Search & Distill: Coming to Terms With Rosé

The Kool-Aid-colored wine is nothing to be afraid of.

Wine shops and wineries have made real headway recently in getting people to drink the pink. Only five years ago, offering rosé to a customer often led to confused looks and apprehensive refusals, such was the damage done by the outbreak of “blush” wines in the 1980s. But the rise of local rosés has helped the cause, and now Northwest wineries can barely keep up with spring and summer demand. But when I’m offered some, I check the bottle first. Rosés differ in flavor just as much as reds or whites do. And unlike red or white wine, you can judge a rosé by its color.

You can make a fairly good guess by color whether or not a rosé is right for you, because the color strength—from the palest blush to a full-on electric Kool-Aid magenta—lets you know where the wine stands on the white-vs.-red continuum. The most common way to make rosé involves pressing red wine grapes like syrah and cabernet franc and letting the juice linger for a certain amount of time with the grape skins. All the coloring agents, as well as the tannins, found in red wine live in the skins; the juice when pressed runs clear. So in a sense, all red wine starts as white and transitions through rosé.

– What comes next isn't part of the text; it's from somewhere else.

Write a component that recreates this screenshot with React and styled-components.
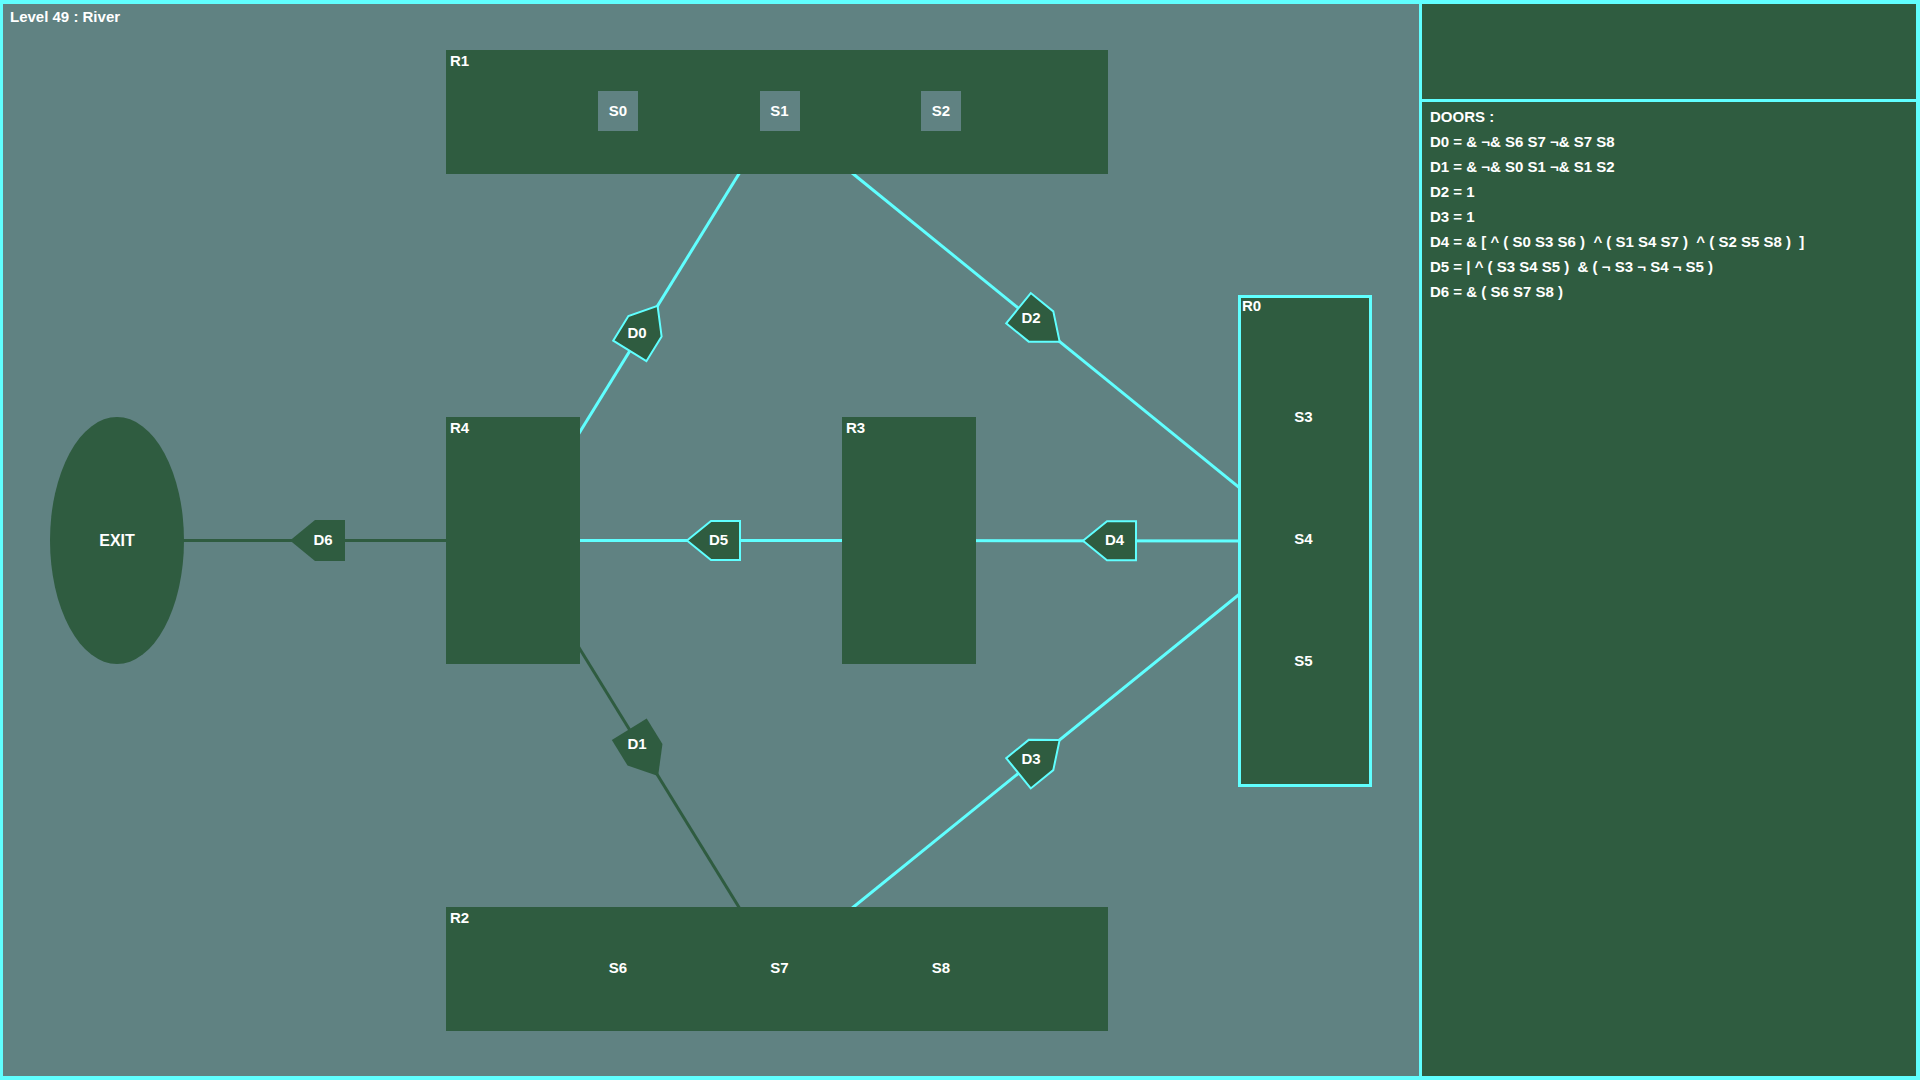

The big draw of rosé is that you get all the refreshing characteristics of a white wine with the boost of some of the fruit and body of a red, depending on how strong the winemaker made it blush. The palest pink rosés, those the color of a porcelain doll’s cheeks, offer the most delicate experience, all elegance and lemon cream with just the hint of red fruit. Right now it’s difficult to find what I call a doll’s-blush rosé on the market in any substantial quantity, so I hesitate to recommend a specific bottle. Suffice it to say that if you see any rosé of such a fine hue and find this style to your liking, I highly encourage you to buy it all up on sight.

Salmon, from the lightest orange to the rich, burnished pink of an obscene sunset, is the mark of many imported rosés, as Europeans like their pink wines crisp. These wines have snappier flavors closer to citrus and sharp-flavored fruit like peaches and nectarines. Any red-wine flavors living in these bottles will hover closer to the tart in nature, like rhubarb or strawberry. Les Domaniers ($19), from well-respected Domaines Ott—whose flagship rosé will set you back but rock your world—looks the exact color of cooked salmon and has a lean and racy mouthfeel punctuated with a kiss of tart strawberries. Syncline rosé ($16), one of Washington’s most popular, also counts as one of the lightest local rosés in color and flavor. The color of sashimi, this wine not only smells of peach, it tastes like a peach-Melba sorbet.

When a rosé starts to mimic the fascinating colors of a sunset behind the Olympics, you know to expect stronger flavors like raspberry and sometimes even melon. Barnard Griffin’s 2008 Rosé of Sangiovese ($10) has tanginess to spare, plumped up by a veritable fruit salad of cantaloupe, plum, and berry. The Wolftrap rosé ($9) from South Africa goes into ripe-strawberry territory and hints at tropical fruit; it epitomizes just how big a rosé can get and yet still be refreshing. Look for these and many more to start occupying the stacks of your local wine shop and grocery. Figure out your favorite shade of pink, and keep yourself from guessing with rosé this spring and summer.